You have four realistic options, in order of preference:

Renegotiate with the seller. If you’ve made every payment on time and have a legitimate reason for the delay, most sellers will extend — especially if they’re still earning 6% interest on $150,000. Call them well in advance, not the week before the balloon is due. Come with a clear explanation and a specific proposed extension term. A seller who’s been receiving reliable monthly income for 7 years is usually willing to extend rather than force a messy default.

Refinance conventionally. If you’ve added value, a community bank may now lend against the parcel. This is the cleanest exit from the seller relationship and the one you should be working toward throughout the hold period.

Bring in an equity partner. A partner who buys into the deal can provide the capital to pay off the balloon, buying you more time to execute your exit strategy. You give up a share of future profit but avoid default.

Sell the parcel as-is. If none of the above work, a sale at whatever the current market value is beats default every time. You may not capture the full profit you planned for, but you protect your credit, your relationship with the seller, and your reputation in the local market.
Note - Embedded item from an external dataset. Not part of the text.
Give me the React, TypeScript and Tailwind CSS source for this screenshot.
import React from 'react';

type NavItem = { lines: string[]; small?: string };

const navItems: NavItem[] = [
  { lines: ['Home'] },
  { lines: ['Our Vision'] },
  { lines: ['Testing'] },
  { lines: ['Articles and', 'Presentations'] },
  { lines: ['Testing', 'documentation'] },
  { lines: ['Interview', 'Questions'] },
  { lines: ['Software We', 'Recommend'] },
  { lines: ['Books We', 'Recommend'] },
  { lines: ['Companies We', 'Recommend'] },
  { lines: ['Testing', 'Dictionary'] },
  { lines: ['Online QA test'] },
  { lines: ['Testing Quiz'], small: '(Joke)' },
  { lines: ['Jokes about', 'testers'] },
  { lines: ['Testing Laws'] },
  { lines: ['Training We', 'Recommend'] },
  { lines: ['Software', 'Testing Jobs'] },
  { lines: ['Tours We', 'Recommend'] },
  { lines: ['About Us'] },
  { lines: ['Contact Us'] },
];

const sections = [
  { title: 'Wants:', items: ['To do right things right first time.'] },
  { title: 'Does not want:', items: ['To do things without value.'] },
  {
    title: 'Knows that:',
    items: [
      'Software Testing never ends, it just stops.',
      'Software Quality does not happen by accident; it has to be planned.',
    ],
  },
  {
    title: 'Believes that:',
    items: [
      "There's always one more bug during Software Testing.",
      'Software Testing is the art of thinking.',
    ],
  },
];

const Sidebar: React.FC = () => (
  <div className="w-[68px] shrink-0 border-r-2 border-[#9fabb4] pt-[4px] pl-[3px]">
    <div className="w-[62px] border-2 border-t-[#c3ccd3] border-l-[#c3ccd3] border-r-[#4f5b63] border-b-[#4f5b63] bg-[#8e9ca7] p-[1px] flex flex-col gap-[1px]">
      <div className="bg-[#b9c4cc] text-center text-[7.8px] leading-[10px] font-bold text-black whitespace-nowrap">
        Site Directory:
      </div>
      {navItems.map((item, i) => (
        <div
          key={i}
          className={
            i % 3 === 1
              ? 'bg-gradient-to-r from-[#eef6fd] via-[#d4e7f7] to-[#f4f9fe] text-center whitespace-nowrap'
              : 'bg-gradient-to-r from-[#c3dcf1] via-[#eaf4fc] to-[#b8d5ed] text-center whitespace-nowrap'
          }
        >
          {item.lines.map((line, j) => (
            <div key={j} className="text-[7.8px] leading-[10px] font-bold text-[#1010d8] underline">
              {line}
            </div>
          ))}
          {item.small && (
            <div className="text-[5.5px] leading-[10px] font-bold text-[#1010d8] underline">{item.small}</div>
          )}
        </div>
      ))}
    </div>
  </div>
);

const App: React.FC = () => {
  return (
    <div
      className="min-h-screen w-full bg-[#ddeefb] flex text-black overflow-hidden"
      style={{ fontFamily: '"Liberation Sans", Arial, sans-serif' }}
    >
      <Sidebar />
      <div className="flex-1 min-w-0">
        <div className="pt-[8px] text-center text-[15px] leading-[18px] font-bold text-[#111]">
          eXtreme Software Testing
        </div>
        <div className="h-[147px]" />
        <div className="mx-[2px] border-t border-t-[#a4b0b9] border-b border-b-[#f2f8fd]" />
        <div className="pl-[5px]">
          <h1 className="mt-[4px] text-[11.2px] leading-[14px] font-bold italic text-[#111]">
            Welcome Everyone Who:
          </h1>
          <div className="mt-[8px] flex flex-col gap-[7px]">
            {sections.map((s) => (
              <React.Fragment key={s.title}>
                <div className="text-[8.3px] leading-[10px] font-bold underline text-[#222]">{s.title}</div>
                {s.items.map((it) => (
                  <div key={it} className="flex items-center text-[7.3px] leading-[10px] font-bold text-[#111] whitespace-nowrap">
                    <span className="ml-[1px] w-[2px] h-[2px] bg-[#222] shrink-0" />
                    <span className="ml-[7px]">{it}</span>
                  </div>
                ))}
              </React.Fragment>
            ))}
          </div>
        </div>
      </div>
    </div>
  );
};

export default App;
What you never want to do is ignore the balloon date and default. The seller can accelerate the full remaining balance, initiate foreclosure proceedings, and potentially take back a parcel you’ve spent years and money improving. The balloon date is not a soft deadline — treat it as a hard business obligation from the day you close.


The Simple Mental Model

Think of the balloon payment this way: the seller is lending you their land’s value on the understanding that you’ll either create enough new value to refinance it, or sell it to someone who pays you enough to pay them back. The balloon is simply the agreed-upon deadline by which one of those two things has to happen. Everything about your investment strategy from the day you close should be oriented toward being ready for that moment — with margin to spare.